[RECORDS SUPPLIED start]

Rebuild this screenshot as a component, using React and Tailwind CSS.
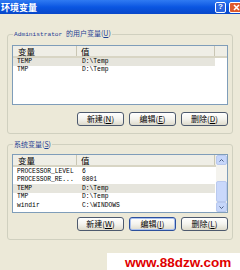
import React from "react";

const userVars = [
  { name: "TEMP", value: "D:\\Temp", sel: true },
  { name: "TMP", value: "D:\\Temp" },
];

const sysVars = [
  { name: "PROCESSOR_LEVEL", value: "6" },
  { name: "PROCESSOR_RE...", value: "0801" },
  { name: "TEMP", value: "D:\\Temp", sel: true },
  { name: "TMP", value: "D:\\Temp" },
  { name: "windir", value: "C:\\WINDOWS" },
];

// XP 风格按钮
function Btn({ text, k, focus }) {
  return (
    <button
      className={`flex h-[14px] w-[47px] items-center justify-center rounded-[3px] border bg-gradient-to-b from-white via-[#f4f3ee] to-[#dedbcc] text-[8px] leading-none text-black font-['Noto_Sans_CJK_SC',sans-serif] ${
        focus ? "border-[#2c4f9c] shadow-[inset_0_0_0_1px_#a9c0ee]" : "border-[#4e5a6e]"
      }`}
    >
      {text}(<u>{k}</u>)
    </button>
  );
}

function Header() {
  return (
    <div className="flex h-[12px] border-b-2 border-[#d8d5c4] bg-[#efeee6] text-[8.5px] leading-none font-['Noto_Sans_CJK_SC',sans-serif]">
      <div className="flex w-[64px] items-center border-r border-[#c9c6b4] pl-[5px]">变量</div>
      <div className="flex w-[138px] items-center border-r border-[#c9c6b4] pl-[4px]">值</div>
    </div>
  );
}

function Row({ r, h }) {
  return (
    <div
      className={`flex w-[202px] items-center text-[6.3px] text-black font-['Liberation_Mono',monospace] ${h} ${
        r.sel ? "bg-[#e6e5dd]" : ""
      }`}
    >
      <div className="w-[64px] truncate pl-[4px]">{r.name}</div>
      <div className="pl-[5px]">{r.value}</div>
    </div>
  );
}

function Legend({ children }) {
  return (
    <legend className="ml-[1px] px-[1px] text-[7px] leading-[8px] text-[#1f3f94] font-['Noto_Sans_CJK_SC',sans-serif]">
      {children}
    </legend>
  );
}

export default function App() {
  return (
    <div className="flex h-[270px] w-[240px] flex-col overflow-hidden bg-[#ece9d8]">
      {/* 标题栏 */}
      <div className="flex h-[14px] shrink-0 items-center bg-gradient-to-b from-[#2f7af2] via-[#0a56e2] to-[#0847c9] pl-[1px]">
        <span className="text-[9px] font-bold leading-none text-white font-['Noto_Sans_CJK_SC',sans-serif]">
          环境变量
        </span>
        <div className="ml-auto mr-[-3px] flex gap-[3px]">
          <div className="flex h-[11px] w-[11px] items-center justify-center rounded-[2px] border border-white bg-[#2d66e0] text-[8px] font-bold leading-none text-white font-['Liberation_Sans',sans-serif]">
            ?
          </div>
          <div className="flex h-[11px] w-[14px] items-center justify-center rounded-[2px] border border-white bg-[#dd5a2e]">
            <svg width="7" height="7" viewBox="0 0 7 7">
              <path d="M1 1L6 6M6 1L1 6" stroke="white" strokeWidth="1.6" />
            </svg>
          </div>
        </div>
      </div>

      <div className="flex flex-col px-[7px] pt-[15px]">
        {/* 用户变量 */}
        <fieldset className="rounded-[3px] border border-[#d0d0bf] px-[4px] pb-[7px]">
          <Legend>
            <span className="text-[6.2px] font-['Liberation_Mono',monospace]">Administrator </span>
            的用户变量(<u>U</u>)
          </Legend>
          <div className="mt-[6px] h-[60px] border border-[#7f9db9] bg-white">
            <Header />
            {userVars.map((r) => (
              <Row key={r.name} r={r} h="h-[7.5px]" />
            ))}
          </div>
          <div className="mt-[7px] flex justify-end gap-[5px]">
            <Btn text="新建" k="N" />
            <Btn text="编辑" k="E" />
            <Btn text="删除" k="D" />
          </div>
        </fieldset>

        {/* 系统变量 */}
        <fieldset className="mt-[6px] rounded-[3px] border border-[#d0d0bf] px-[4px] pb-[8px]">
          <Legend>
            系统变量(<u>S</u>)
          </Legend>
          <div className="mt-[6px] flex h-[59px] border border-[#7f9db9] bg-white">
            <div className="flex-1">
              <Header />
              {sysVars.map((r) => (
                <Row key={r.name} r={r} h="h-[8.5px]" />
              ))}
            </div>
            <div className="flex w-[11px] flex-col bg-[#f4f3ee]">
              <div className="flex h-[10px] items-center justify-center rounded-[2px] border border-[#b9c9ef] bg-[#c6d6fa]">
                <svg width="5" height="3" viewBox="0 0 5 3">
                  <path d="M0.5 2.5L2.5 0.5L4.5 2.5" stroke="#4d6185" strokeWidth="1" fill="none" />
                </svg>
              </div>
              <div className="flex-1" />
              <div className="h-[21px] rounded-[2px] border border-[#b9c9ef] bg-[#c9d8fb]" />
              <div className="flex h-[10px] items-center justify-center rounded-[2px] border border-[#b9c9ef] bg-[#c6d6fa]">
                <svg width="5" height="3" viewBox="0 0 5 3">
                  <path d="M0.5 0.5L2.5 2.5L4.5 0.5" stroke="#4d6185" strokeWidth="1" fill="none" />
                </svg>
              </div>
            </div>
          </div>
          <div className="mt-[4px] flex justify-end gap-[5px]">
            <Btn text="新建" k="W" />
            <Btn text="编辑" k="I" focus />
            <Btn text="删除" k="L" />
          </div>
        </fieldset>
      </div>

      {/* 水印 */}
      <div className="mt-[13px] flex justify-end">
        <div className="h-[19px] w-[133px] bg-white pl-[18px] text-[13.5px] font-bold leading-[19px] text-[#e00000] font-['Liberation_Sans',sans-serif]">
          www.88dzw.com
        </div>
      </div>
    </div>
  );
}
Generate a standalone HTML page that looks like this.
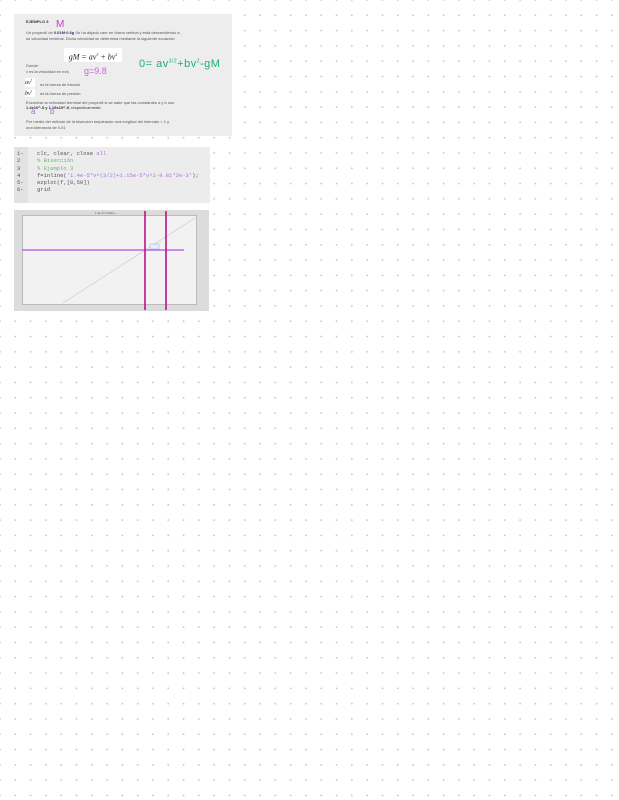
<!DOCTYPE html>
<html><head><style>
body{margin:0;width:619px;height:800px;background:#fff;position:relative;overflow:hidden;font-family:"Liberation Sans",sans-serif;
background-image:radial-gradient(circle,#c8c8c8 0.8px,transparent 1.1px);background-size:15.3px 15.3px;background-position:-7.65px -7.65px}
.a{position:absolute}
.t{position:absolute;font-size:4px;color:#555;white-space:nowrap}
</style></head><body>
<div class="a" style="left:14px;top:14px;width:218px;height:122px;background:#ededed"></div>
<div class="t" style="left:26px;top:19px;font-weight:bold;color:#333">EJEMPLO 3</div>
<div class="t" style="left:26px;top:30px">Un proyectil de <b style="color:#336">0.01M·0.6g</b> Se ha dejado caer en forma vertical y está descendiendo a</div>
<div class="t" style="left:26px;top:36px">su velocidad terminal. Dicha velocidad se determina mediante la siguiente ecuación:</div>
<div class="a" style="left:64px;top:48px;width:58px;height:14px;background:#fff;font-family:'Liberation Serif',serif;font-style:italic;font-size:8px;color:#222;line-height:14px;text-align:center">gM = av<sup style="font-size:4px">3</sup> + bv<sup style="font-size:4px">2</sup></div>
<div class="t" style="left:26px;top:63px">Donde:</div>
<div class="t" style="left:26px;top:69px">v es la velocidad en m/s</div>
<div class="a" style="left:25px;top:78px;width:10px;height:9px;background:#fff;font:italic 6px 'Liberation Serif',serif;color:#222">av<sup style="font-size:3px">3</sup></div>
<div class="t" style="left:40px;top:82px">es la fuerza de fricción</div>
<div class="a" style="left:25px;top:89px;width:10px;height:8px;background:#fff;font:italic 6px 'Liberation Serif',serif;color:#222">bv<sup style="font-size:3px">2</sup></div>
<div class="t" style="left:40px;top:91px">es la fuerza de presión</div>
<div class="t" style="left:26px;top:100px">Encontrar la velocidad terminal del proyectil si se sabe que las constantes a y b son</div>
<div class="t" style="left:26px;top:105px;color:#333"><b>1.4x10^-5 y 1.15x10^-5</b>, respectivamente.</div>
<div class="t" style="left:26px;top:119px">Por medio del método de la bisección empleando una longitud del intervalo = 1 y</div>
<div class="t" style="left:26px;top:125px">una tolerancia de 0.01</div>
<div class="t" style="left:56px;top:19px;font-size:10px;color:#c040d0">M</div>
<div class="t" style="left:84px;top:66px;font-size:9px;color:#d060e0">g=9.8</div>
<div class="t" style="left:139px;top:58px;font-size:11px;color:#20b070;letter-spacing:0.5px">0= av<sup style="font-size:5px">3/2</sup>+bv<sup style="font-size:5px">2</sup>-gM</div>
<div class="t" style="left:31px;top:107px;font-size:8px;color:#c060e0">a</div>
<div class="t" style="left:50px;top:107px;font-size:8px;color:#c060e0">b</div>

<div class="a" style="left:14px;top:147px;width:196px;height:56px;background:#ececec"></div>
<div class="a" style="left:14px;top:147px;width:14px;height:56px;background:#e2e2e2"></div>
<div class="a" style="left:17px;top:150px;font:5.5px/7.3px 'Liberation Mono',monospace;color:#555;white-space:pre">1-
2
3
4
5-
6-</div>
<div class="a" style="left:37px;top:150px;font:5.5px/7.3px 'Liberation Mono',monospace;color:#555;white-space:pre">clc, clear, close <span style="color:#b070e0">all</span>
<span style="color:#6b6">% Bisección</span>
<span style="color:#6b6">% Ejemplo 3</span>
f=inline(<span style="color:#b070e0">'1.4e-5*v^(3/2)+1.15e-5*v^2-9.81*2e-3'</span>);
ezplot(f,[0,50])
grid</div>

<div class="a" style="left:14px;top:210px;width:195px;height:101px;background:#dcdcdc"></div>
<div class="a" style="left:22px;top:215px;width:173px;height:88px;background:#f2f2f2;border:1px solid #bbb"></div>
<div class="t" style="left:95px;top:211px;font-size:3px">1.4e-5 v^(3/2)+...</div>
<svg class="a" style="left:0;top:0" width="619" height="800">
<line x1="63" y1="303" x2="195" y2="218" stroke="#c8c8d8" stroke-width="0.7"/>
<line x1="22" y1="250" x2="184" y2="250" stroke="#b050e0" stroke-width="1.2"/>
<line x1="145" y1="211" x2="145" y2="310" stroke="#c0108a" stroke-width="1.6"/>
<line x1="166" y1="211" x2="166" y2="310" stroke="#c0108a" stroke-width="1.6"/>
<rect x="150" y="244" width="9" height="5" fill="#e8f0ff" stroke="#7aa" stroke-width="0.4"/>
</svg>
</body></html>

[RECORDS SUPPLIED end]
[RECORDS SUPPLIED start]

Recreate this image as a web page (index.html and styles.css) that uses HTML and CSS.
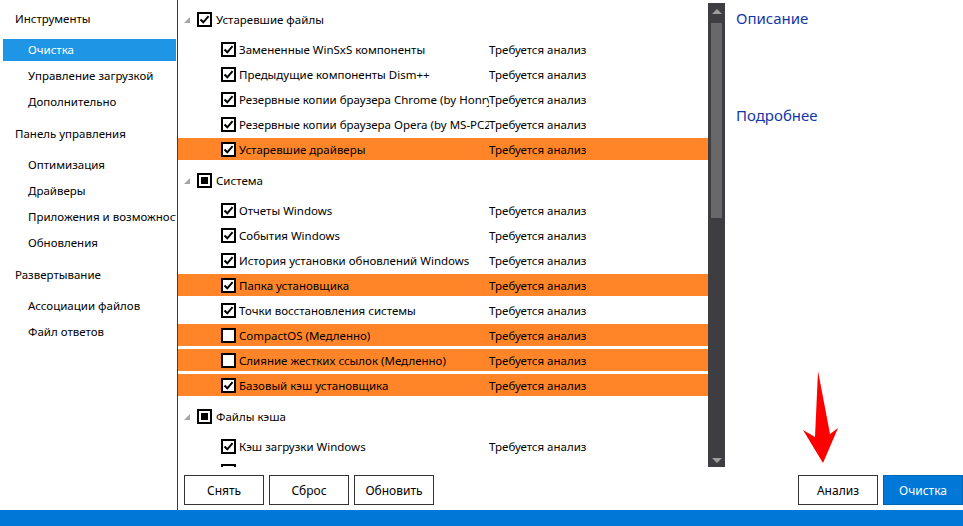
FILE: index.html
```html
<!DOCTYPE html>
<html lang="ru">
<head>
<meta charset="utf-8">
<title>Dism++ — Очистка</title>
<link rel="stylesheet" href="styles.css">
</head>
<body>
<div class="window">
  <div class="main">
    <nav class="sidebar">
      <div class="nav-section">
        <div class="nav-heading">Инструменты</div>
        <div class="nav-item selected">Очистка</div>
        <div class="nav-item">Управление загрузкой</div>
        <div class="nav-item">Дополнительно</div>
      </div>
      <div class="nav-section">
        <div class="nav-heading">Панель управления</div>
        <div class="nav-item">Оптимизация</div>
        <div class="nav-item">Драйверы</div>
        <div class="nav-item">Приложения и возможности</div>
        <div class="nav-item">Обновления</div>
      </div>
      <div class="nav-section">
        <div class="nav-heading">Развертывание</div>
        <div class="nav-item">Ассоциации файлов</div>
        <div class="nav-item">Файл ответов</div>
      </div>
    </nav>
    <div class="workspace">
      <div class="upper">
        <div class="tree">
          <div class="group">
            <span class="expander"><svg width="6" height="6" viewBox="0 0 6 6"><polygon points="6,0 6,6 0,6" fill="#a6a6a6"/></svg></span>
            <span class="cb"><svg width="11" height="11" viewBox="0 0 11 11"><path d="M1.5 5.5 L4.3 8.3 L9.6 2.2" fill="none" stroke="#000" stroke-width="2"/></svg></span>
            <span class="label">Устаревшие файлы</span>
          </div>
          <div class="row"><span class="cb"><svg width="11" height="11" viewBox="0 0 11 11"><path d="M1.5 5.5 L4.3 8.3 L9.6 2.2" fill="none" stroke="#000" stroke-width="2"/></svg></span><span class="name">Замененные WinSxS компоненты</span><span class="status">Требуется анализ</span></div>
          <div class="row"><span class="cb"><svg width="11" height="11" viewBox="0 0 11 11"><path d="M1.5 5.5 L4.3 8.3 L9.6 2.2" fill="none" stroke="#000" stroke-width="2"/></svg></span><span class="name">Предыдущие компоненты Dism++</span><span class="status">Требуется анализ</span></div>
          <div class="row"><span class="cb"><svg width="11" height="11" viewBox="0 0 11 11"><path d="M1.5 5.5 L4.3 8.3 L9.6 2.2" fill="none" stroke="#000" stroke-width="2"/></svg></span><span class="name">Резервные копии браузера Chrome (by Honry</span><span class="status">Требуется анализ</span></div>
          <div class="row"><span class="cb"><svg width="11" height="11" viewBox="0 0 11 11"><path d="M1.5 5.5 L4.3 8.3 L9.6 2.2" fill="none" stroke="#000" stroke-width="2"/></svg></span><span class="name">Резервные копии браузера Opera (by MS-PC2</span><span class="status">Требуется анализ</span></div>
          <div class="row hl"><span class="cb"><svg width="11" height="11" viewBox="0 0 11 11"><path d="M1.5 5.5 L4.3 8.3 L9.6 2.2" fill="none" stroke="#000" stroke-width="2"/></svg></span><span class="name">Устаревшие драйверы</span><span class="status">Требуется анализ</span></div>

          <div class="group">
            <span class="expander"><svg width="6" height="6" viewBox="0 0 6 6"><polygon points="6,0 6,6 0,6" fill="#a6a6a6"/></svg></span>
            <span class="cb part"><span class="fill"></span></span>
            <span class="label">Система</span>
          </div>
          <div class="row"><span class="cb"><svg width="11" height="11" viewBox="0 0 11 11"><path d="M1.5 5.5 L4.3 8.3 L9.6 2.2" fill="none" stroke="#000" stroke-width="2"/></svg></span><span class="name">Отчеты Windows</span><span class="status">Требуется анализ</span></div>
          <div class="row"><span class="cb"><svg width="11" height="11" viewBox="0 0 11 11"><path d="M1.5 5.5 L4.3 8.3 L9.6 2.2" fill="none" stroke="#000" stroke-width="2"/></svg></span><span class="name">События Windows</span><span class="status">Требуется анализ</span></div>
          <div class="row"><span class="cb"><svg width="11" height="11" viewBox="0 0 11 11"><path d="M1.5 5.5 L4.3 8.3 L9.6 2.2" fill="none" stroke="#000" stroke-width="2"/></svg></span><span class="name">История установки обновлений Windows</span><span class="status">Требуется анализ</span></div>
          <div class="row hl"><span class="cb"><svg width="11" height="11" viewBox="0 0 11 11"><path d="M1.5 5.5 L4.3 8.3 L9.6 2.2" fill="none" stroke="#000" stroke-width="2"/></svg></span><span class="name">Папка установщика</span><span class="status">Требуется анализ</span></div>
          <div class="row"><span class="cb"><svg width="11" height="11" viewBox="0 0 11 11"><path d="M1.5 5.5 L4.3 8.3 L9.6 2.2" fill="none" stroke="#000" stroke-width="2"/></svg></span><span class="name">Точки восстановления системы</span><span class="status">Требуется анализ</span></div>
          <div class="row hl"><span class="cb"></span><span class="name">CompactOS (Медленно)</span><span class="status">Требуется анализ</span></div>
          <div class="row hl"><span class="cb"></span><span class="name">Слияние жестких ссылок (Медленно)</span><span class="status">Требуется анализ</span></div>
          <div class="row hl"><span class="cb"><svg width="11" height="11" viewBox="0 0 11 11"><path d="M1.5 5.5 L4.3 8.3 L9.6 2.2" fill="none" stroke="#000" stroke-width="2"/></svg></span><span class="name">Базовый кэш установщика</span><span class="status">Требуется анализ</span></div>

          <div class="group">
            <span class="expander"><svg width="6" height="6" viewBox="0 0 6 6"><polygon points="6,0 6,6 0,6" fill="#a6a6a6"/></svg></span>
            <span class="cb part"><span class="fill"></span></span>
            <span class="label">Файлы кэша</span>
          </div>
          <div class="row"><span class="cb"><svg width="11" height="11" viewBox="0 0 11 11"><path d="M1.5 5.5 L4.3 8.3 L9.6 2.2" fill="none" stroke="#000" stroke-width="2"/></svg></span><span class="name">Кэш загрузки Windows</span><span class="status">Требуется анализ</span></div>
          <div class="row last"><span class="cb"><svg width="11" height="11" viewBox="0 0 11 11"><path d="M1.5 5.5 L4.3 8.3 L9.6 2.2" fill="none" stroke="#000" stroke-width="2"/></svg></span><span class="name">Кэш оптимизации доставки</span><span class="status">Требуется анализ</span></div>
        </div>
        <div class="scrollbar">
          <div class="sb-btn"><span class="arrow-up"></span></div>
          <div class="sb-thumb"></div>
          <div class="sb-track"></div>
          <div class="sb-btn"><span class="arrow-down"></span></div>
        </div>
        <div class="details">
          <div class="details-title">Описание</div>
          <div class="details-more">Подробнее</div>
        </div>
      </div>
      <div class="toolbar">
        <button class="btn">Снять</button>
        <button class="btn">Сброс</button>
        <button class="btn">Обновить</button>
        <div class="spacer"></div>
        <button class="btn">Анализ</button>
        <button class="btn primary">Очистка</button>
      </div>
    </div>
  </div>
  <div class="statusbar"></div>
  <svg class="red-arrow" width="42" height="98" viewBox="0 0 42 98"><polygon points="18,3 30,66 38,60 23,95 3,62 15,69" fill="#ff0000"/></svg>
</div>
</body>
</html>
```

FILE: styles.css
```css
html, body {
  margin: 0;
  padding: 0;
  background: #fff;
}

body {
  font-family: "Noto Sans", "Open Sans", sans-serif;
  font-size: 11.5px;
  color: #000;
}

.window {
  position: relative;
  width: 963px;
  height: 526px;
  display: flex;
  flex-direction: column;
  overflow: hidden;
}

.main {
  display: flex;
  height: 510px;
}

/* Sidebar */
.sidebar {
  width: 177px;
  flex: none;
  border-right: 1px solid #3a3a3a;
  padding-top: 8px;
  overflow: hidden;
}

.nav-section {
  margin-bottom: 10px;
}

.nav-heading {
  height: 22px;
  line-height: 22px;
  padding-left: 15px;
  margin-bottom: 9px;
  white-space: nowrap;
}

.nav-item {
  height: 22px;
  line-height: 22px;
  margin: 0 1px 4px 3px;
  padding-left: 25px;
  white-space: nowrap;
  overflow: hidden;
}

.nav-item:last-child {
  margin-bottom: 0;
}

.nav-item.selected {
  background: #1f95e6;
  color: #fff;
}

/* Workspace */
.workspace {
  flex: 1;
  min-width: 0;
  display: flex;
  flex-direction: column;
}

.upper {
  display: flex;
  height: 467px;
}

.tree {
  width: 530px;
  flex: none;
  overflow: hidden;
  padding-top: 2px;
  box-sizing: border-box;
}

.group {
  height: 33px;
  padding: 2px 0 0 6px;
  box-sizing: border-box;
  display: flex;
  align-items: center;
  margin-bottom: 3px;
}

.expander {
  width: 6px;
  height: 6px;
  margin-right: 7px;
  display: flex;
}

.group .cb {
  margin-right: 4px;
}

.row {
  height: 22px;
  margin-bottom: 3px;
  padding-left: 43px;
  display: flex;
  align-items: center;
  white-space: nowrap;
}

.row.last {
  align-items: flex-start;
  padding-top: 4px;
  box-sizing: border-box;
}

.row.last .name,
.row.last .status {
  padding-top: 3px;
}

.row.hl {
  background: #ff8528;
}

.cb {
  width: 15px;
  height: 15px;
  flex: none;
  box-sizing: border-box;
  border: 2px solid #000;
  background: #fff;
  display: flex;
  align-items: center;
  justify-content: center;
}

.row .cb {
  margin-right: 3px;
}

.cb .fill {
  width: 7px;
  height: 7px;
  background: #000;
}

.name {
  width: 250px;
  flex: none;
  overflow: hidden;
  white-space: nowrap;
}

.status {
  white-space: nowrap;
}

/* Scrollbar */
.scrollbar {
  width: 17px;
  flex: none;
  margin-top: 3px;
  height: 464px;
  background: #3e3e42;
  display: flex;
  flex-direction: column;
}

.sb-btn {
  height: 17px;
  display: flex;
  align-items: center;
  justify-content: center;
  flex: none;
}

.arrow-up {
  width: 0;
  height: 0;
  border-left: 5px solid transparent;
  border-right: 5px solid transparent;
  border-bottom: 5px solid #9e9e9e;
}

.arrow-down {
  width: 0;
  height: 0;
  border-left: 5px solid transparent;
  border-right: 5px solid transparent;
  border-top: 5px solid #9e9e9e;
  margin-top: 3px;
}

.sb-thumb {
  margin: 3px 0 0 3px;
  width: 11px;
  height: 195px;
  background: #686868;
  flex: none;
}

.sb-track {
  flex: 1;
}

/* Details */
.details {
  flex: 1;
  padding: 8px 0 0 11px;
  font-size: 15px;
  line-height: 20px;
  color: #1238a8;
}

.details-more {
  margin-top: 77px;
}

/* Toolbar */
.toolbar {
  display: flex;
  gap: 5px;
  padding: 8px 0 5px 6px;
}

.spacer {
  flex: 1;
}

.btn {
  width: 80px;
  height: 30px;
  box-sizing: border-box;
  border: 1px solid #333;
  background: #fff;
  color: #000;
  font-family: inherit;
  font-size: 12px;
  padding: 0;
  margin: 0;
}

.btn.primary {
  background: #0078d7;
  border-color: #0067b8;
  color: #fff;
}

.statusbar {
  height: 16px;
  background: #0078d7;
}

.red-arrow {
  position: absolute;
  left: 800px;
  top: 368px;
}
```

[RECORDS SUPPLIED end]

__DIRECTIVE__: Copy every line in the listing above where the string "index" turns up.

__EXERCISE OUTPUT__:
Recreate this image as a web page (index.html and styles.css) that uses HTML and CSS.
FILE: index.html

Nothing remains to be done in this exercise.